Jamaica Gleaner

Call for more COVID wards in St Thomas

- Shanna Monteith/Gleaner Writer

AS THE numbers of confirmed COVID-19 cases in St Thomas continue to spike, chairman of the Princess Margaret Hospital, Michael McLeod, has called for additional wards and at least one other facility to accommodat­e persons infected with the new coronaviru­s.

At 330 cases, St Thomas trails only Kingston and St Andrew and St Catherine as the parish with the most coronaviru­s infections. Jamaica has recorded, as at Thursday, 4,374 cases and 51 deaths.

McLeod, who has expressed confidence in the local health department getting a handle on the outbreak, wants Minister of Health & Wellness Dr Christophe­r Tufton to consider using the former Isaac Barrant Hospital, which is now a centre of excellence in the parish.

“I believe we can have some 30 rooms renovated there and brought up to standard to act as additional wards,” McLeod told The Gleaner on Thursday.

The eastern Jamaica parish currently houses COVID patients at Princess Margaret and the Three-Finger Jack Hotel.

The hospital chairman disclosed that those who had been in isolation from five communitie­s that were quarantine­d in August have returned home.

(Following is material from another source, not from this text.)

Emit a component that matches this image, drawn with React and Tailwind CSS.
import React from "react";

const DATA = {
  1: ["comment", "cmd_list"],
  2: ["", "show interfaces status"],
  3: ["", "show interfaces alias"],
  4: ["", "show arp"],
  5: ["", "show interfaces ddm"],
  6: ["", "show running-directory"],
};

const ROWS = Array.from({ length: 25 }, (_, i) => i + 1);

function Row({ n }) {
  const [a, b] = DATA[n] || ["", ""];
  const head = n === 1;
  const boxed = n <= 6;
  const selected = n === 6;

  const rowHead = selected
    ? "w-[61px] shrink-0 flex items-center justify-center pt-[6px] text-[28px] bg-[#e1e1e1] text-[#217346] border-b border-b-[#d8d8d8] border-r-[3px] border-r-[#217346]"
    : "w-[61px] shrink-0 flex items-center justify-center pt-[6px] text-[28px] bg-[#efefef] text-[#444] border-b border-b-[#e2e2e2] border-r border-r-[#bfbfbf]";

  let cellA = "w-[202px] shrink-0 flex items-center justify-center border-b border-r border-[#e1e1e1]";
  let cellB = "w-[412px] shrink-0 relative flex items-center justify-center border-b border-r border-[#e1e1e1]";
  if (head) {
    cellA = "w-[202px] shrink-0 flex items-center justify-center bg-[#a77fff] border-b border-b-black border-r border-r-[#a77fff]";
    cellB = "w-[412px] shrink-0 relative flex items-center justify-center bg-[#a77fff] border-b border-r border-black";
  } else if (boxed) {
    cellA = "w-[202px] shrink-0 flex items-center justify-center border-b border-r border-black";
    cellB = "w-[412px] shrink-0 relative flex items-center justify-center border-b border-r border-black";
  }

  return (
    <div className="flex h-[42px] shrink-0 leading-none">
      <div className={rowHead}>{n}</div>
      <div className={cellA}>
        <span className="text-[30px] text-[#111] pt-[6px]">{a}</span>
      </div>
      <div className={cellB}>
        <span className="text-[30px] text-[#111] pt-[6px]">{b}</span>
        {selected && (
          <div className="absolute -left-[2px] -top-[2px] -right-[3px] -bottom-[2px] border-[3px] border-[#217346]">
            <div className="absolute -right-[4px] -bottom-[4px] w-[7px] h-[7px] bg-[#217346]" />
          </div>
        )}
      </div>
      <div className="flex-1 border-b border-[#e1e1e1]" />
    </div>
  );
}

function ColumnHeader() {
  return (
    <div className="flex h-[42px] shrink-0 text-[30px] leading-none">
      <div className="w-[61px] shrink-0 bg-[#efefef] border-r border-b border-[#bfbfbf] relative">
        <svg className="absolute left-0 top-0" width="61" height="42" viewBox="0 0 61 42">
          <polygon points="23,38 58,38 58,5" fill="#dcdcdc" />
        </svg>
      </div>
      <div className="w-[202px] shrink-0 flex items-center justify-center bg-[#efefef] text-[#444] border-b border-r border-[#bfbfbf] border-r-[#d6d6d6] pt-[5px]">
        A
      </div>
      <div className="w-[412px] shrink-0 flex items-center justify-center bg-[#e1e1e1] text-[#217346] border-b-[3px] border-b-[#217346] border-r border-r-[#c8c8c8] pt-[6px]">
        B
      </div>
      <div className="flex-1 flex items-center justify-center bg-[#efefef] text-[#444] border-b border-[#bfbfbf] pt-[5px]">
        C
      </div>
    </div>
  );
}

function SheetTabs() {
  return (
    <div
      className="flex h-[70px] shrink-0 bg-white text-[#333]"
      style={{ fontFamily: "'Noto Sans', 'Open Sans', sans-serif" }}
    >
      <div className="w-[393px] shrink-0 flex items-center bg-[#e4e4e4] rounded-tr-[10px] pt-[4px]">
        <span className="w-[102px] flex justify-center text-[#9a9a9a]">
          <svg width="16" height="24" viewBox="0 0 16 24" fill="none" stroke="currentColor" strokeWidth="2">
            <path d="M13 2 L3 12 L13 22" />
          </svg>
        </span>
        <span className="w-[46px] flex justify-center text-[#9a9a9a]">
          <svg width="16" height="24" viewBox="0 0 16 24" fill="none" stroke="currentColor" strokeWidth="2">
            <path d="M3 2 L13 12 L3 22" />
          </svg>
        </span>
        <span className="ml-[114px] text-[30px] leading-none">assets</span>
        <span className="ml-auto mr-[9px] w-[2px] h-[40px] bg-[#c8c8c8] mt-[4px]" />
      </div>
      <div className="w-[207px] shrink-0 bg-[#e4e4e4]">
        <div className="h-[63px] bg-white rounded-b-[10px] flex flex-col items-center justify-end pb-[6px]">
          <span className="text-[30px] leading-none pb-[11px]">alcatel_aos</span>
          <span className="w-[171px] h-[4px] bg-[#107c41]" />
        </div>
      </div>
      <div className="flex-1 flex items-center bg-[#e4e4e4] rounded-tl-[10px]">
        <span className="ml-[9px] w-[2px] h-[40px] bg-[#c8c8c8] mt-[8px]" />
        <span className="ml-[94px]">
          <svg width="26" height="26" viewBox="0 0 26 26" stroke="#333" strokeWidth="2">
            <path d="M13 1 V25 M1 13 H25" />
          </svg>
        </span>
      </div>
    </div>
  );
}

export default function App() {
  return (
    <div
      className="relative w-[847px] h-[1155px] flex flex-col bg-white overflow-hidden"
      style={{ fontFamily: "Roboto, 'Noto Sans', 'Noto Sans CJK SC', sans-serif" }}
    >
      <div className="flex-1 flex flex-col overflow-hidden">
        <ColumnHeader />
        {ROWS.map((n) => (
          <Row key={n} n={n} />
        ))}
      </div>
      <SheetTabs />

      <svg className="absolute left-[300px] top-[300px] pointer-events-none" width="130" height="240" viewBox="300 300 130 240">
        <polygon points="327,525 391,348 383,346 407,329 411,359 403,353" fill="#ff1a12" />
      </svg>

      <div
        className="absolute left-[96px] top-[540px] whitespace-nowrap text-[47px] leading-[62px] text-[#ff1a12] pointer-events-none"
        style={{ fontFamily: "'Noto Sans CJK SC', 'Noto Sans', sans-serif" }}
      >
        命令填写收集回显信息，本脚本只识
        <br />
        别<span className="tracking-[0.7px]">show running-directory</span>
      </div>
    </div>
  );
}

Up to Wednesday, four coronaviru­s patients were admitted to Princess Margaret, seven at Three-Finger Jack, while 18 others were in home isolation.

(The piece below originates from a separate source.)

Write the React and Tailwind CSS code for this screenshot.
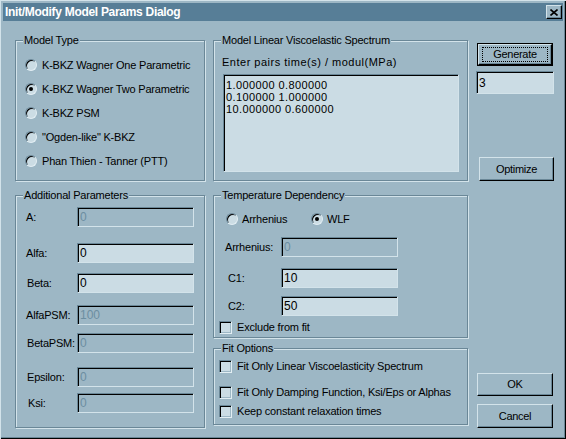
import React from 'react';

const bg = 'bg-[#9db7c5]';

function GroupBox({ label, className, children }) {
  return (
    <div
      className={`relative border border-[#6a8797] shadow-[inset_1px_1px_0_#d3e3ea,1px_1px_0_#d3e3ea] ${className}`}
    >
      <span className={`absolute -top-[8px] left-[7px] px-[1px] leading-[14px] ${bg}`}>{label}</span>
      {children}
    </div>
  );
}

function Radio({ checked }) {
  return (
    <span className="relative w-[12px] h-[12px] shrink-0 rounded-full bg-[#cbdce4] border border-t-[#6a8797] border-l-[#6a8797] border-b-[#e2eef3] border-r-[#e2eef3] shadow-[inset_1px_1px_0_#000]">
      {checked && (
        <span className="absolute left-[3px] top-[3px] w-[4px] h-[4px] rounded-full bg-black" />
      )}
    </span>
  );
}

function Checkbox() {
  return (
    <span className="w-[13px] h-[13px] shrink-0 bg-[#cbdce4] border border-t-[#6a8797] border-l-[#6a8797] border-b-[#e2eef3] border-r-[#e2eef3] shadow-[inset_1px_1px_0_#000,inset_-1px_-1px_0_#9db7c5]" />
  );
}

function Field({ value, disabled, className = '' }) {
  return (
    <div
      className={`h-[20px] w-[117px] flex items-center pl-[2px] text-[12px] tracking-normal border border-t-[#6a8797] border-l-[#6a8797] border-b-[#d3e3ea] border-r-[#d3e3ea] shadow-[inset_1px_1px_0_#000] ${
        disabled ? 'bg-[#9db7c5] text-[#6c8ea1]' : 'bg-[#cbdce4] text-black'
      } ${className}`}
    >
      {value}
    </div>
  );
}

function Button({ children, className = '' }) {
  return (
    <div
      className={`flex items-center justify-center tracking-[-0.3px] border border-t-[#d3e3ea] border-l-[#d3e3ea] border-b-black border-r-black shadow-[inset_-1px_-1px_0_#6a8797] ${className}`}
    >
      {children}
    </div>
  );
}

const models = [
  { label: 'K-BKZ Wagner One Parametric', checked: false },
  { label: 'K-BKZ Wagner Two Parametric', checked: true },
  { label: 'K-BKZ PSM', checked: false },
  { label: '"Ogden-like" K-BKZ', checked: false },
  { label: 'Phan Thien - Tanner (PTT)', checked: false },
];

const params = [
  { label: 'A:', value: '0', disabled: true, mt: 'mt-[11px]', pl: 'pl-0' },
  { label: 'Alfa:', value: '0', disabled: false, mt: 'mt-[16px]', pl: 'pl-0' },
  { label: 'Beta:', value: '0', disabled: false, mt: 'mt-[10px]', pl: 'pl-[1px]' },
  { label: 'AlfaPSM:', value: '100', disabled: true, mt: 'mt-[12px]', pl: 'pl-0' },
  { label: 'BetaPSM:', value: '0', disabled: true, mt: 'mt-[8px]', pl: 'pl-[1px]' },
  { label: 'Epsilon:', value: '0', disabled: true, mt: 'mt-[14px]', pl: 'pl-[1px]' },
  { label: 'Ksi:', value: '0', disabled: true, mt: 'mt-[6px]', pl: 'pl-[2px]' },
];

export default function App() {
  return (
    <div
      className={`w-[566px] h-[439px] ${bg} text-black text-[11px] tracking-[-0.2px] whitespace-nowrap font-['Liberation_Sans',Arial,sans-serif] shadow-[inset_1px_1px_0_#d3e3ea,inset_-1px_-1px_0_#000,inset_-2px_-2px_0_#6a8797] pt-[3px] px-[3px] overflow-hidden`}
    >
      {/* title bar */}
      <div className="h-[18px] bg-[#577e97] flex items-center justify-between pl-[2px] pr-[1px]">
        <span className="text-white font-bold text-[12px] tracking-[-0.3px]">Init/Modify Model Params Dialog</span>
        <Button className={`w-[16px] h-[14px] ${bg}`}>
          <svg width="8" height="7" viewBox="0 0 8 7">
            <path d="M0.5 0.5 L7.5 6.5 M7.5 0.5 L0.5 6.5" stroke="#000" strokeWidth="1.6" />
          </svg>
        </Button>
      </div>

      <div className="flex pl-[12px] pt-[19px]">
        {/* left column */}
        <div className="w-[190px] flex flex-col">
          <GroupBox label="Model Type" className="h-[141px]">
            <div className="flex flex-col gap-[8px] pt-[16px] pl-[9px]">
              {models.map((m) => (
                <div key={m.label} className="h-[16px] flex items-center gap-[5px]">
                  <Radio checked={m.checked} />
                  <span>{m.label}</span>
                </div>
              ))}
            </div>
          </GroupBox>

          <GroupBox label="Additional Parameters" className="h-[233px] mt-[14px]">
            <div className="flex flex-col pl-[10px]">
              {params.map((p) => (
                <div key={p.label} className={`flex items-center h-[20px] ${p.mt}`}>
                  <span className={`w-[51px] ${p.pl}`}>{p.label}</span>
                  <Field value={p.value} disabled={p.disabled} />
                </div>
              ))}
            </div>
          </GroupBox>
        </div>

        {/* middle column */}
        <div className="w-[255px] ml-[8px] flex flex-col">
          <GroupBox label="Model Linear Viscoelastic Spectrum" className="h-[141px]">
            <div className="pl-[8px] pt-[14px] leading-[14px] tracking-[0.5px]">Enter pairs time(s) / modul(MPa)</div>
            <div className="ml-[9px] mt-[5px] w-[236px] h-[98px] bg-[#cbdce4] text-[11px] tracking-[0.4px] border border-t-[#6a8797] border-l-[#6a8797] border-b-[#d3e3ea] border-r-[#d3e3ea] shadow-[inset_1px_1px_0_#000] pl-[2px] pt-[4px] leading-[12px]">
              <div>1.000000 0.800000</div>
              <div>0.100000 1.000000</div>
              <div>10.000000 0.600000</div>
            </div>
          </GroupBox>

          <GroupBox label="Temperature Dependency" className="h-[143px] mt-[14px]">
            <div className="flex items-center h-[16px] mt-[15px] pl-[12px]">
              <div className="w-[85px] flex items-center gap-[4px]">
                <Radio checked={false} />
                <span>Arrhenius</span>
              </div>
              <div className="flex items-center gap-[4px]">
                <Radio checked />
                <span>WLF</span>
              </div>
            </div>
            <div className="flex items-center h-[20px] mt-[10px] pl-[11px]">
              <span className="w-[56px]">Arrhenius:</span>
              <Field value="0" disabled />
            </div>
            <div className="flex items-center h-[20px] mt-[11px] pl-[11px]">
              <span className="w-[56px] pl-[3px]">C1:</span>
              <Field value="10" />
            </div>
            <div className="flex items-center h-[20px] mt-[8px] pl-[11px]">
              <span className="w-[56px] pl-[3px]">C2:</span>
              <Field value="50" />
            </div>
            <div className="flex items-center gap-[5px] h-[13px] mt-[5px] pl-[5px]">
              <Checkbox />
              <span>Exclude from fit</span>
            </div>
          </GroupBox>

          <GroupBox label="Fit Options" className="h-[77px] mt-[10px]">
            <div className="flex items-center gap-[5px] h-[13px] mt-[11px] pl-[5px]">
              <Checkbox />
              <span>Fit Only Linear Viscoelasticity Spectrum</span>
            </div>
            <div className="flex items-center gap-[5px] h-[13px] mt-[13px] pl-[5px]">
              <Checkbox />
              <span>Fit Only Damping Function, Ksi/Eps or Alphas</span>
            </div>
            <div className="flex items-center gap-[5px] h-[13px] mt-[6px] pl-[5px]">
              <Checkbox />
              <span>Keep constant relaxation times</span>
            </div>
          </GroupBox>
        </div>

        {/* right column */}
        <div className="w-[78px] ml-[9px] flex flex-col">
          <div className="mt-[3px] w-[76px] h-[23px] border border-black">
            <Button className="w-full h-full">
              <span className="border border-dotted border-black w-[66px] h-[15px] flex items-center justify-center">
                Generate
              </span>
            </Button>
          </div>
          <div className="mt-[5px] -ml-[1px] w-[78px] h-[23px] flex items-center pl-[2px] text-[12px] tracking-normal bg-[#cbdce4] border border-t-[#6a8797] border-l-[#6a8797] border-b-[#d3e3ea] border-r-[#d3e3ea] shadow-[inset_1px_1px_0_#000]">
            3
          </div>
          <Button className="mt-[63px] ml-[2px] w-[75px] h-[24px]">Optimize</Button>
          <Button className="mt-[192px] w-[76px] h-[23px]">OK</Button>
          <Button className="mt-[8px] w-[76px] h-[24px]">Cancel</Button>
        </div>
      </div>
    </div>
  );
}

While conceding that the initial scare that crippled healthcare workers at the onset of the virus has subsided, a healthcare employee at Princess Margaret said that she was now more composed.

“I’m coping okay now. Initially, it was a bit more stressing because of not having enough understand­ing about the virus as it was new to the entire world,” said the healthcare worker, who requested that her name not be published because she was not authorised to speak to the press.

“My main problem is that I don’t get to be around my family as often as I’d want to because there are times that I have to send away my child to be with the grandmothe­r, where it is safer and where there are less interactio­ns with the outside world.”